The High Country Is Ready for Its Close-Up

A documentary called “Steep,” which premiered at the Tribeca Film Festival, is the first ski film to use Cablecam technology, the system that allows cameras to swoop over quarterbacks in N.F.L. telecasts.

The technique takes audiences closer to the experience of skiing some of the biggest and most dangerous mountains in the world in a 92-minute documentary directed by Mark Obenhaus.

The footage was gathered at several sites, including Bella Coola, British Columbia, where helicopters were used to install 3,200 feet of synthetic rope between two peaks to hold a joystick-controlled camera on a pulley system.

The cameras moved with the skiers as they descended a long, steep mountain chute at an estimated 30 miles an hour and hovered alongside as skiers made turns through powdery snow in a glade of low-lying trees.
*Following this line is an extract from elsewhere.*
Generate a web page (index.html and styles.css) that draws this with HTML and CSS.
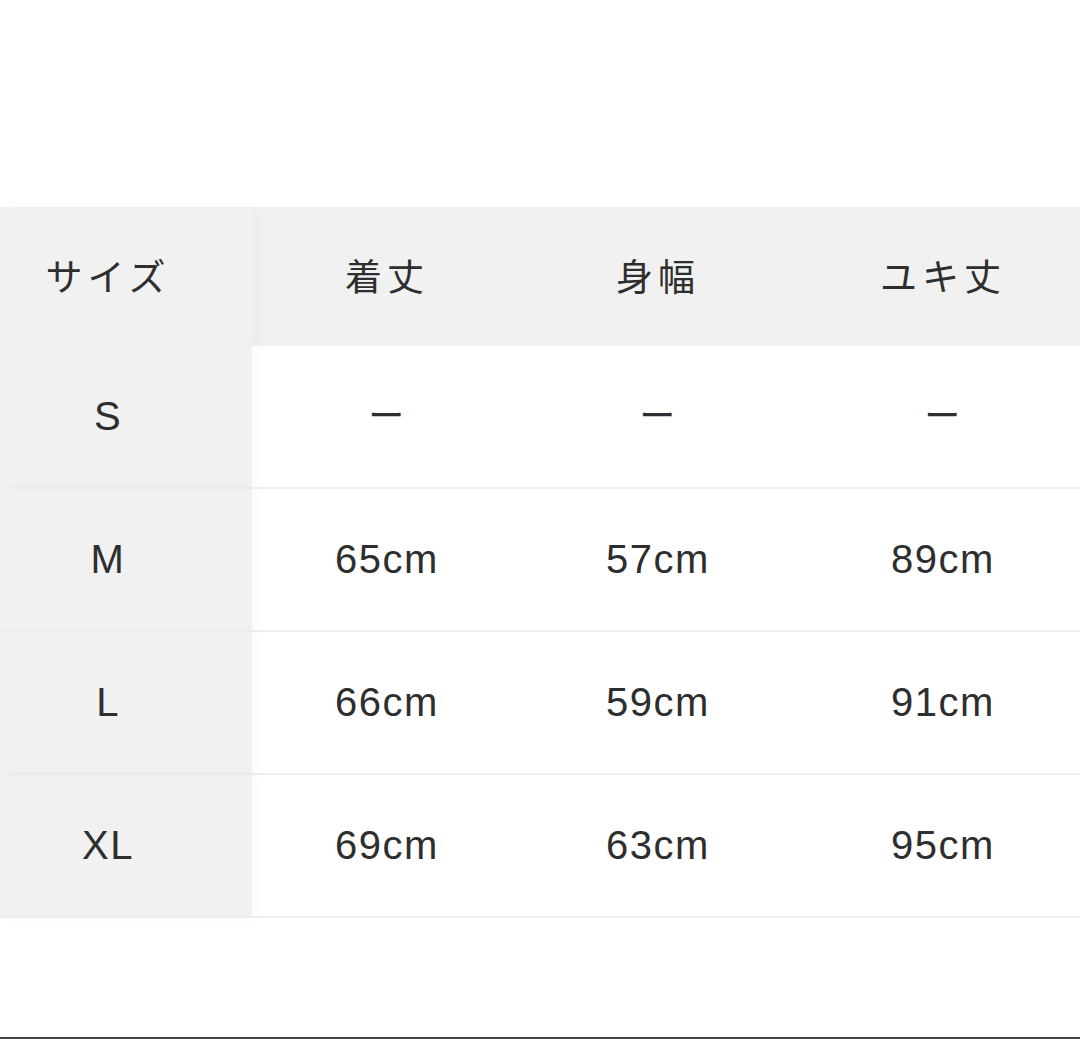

“I never expected anyone would call me for a ski movie, but when they brought it up I knew exactly how to do it because that’s how Cablecams started,” said Jim Rodnunsky, a former professional skier who invented the system as a skiing instructional tool.

Since Rodnunsky developed the award-winning system in the late 1980s, he has used it at the Olympics and the Kentucky Derby, and for numerous feature films. But setting up the equipment on a remote location was a challenge. A crew of expert mountain climbers spent several weeks at 9,500 feet, installing the system and waiting for the weather to improve.

They had emergency shelters with food and sleeping bags in case storms prevented the helicopters from picking them up.

“I wish there was more budgets for ski movies, because we’d like to do more of that work,” Rodnunsky said. “It was really fun.”

A crew of expert mountain climbers spent several weeks at 9,500 feet installing the system, which was invented by Jim Rodnunsky, a former professional skier.